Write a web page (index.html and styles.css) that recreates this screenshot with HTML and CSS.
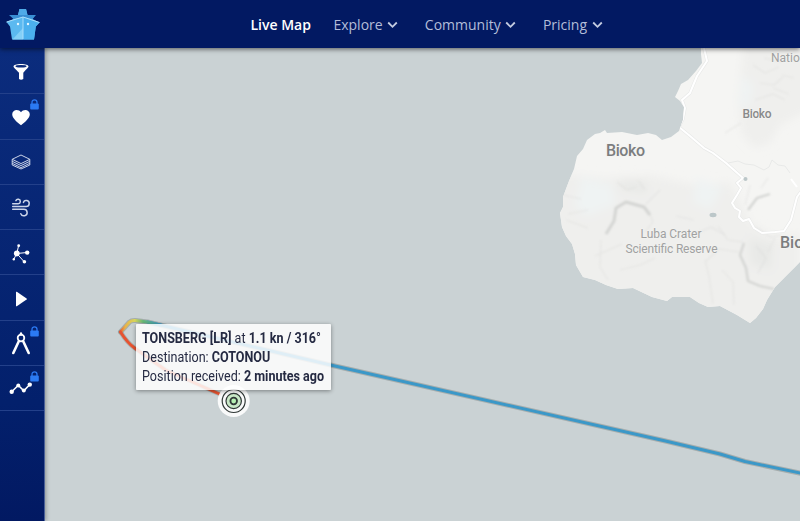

* * *

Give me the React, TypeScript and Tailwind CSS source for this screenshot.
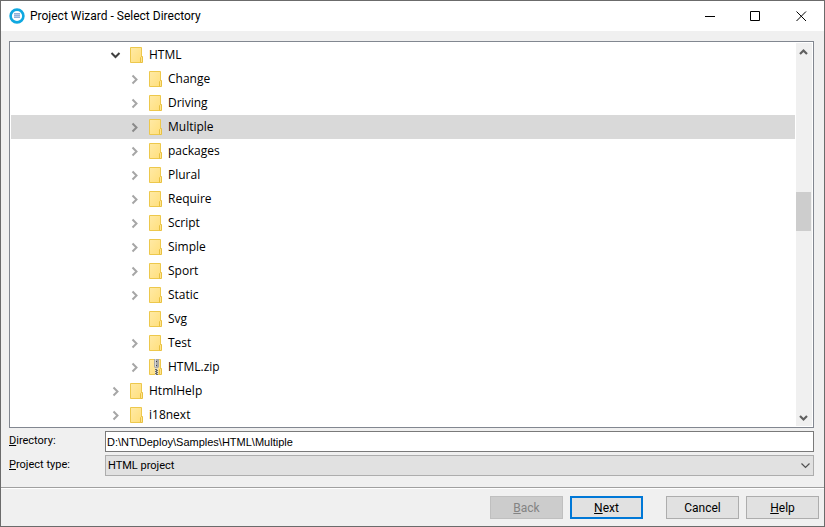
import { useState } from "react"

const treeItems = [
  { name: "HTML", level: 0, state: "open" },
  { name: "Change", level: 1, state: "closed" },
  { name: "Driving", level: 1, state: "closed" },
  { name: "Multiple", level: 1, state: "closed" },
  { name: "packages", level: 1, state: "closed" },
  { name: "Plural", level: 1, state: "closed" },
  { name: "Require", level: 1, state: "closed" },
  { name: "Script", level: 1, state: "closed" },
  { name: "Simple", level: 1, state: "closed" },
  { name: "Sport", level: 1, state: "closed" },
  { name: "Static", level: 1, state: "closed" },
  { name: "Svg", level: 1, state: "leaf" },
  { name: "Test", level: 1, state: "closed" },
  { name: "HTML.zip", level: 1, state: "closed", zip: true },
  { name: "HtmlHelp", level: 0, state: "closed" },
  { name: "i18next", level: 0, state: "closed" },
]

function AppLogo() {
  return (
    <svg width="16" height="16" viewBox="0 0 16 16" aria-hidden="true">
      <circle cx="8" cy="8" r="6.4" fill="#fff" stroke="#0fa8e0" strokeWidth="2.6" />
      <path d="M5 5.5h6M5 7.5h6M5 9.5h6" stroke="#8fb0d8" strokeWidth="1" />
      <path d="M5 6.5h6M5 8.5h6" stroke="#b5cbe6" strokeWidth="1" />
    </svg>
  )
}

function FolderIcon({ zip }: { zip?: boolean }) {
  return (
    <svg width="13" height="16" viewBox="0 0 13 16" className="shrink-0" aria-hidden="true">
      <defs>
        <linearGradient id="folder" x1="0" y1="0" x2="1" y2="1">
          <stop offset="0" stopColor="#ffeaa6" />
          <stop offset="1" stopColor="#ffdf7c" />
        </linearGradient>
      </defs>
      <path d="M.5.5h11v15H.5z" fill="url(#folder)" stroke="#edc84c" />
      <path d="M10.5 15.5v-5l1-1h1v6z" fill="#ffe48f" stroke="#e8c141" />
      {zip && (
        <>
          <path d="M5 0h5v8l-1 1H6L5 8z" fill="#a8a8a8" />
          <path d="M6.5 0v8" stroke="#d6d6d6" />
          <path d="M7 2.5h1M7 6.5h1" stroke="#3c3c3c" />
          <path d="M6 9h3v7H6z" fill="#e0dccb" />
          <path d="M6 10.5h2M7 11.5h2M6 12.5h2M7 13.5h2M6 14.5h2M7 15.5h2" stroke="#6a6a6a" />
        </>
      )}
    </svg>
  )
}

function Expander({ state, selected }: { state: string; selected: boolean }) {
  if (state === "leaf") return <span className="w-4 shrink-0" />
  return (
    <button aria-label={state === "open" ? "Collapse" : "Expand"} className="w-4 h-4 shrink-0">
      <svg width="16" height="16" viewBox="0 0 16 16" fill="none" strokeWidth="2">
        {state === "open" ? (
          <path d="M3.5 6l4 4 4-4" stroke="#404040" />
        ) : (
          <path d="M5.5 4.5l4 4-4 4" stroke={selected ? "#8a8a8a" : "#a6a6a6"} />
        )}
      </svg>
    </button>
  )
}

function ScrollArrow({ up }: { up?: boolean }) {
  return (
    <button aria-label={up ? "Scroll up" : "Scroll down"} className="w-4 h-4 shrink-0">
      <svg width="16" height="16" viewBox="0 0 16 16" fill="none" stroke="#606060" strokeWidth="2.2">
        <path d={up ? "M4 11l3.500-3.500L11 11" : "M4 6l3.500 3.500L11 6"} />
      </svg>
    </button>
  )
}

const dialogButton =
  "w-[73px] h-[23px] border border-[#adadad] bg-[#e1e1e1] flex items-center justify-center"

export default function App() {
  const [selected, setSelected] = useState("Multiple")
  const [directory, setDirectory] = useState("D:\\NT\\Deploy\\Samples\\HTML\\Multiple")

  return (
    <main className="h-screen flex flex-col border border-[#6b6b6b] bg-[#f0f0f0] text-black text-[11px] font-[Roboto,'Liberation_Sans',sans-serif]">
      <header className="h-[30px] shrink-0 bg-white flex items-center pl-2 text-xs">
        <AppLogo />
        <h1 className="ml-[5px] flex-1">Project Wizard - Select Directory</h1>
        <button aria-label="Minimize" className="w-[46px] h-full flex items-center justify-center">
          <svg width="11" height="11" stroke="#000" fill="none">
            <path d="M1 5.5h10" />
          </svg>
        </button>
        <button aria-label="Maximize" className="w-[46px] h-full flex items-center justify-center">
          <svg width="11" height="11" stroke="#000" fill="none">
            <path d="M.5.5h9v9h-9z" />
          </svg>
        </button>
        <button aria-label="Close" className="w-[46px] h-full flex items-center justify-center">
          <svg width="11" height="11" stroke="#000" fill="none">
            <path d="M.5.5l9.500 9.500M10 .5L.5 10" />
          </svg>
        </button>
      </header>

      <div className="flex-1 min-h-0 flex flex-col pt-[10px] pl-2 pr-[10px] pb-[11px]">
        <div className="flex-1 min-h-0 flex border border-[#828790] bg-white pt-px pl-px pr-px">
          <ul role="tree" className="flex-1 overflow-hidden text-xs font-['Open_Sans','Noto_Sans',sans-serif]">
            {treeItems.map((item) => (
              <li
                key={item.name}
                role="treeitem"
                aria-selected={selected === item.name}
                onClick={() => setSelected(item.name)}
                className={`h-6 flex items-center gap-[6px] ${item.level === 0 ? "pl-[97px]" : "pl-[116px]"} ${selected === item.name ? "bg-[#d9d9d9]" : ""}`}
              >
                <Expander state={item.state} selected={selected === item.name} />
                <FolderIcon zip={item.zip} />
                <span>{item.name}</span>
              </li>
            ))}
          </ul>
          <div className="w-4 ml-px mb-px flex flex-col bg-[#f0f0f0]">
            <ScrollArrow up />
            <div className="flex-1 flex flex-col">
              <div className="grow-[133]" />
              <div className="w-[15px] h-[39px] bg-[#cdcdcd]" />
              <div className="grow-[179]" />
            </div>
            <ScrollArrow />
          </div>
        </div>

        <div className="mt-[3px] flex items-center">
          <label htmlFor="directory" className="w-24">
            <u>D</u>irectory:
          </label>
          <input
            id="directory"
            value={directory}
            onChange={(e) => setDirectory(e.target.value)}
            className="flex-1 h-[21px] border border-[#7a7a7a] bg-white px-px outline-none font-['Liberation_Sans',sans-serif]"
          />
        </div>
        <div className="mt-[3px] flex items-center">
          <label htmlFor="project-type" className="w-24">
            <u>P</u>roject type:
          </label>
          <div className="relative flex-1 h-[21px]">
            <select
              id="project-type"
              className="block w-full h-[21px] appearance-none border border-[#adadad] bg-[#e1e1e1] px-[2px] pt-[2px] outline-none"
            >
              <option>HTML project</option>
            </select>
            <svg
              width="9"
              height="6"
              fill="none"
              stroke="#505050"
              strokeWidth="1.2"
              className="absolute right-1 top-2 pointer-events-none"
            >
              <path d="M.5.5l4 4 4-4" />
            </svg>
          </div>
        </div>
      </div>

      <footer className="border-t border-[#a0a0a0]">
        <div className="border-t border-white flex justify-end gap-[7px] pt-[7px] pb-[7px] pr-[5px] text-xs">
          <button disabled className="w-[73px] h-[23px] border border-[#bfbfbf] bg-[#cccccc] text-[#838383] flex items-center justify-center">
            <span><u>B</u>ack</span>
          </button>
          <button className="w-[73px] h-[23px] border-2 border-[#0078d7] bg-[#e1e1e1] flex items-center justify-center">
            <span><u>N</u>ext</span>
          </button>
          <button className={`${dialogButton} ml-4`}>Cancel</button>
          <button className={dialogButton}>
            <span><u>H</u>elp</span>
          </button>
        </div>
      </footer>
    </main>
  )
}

**TASK TO CARRY OUT:**
Collect each line above holding the string "this".

**WRITTEN RESPONSE:**
Write a web page (index.html and styles.css) that recreates this screenshot with HTML and CSS.
Give me the React, TypeScript and Tailwind CSS source for this screenshot.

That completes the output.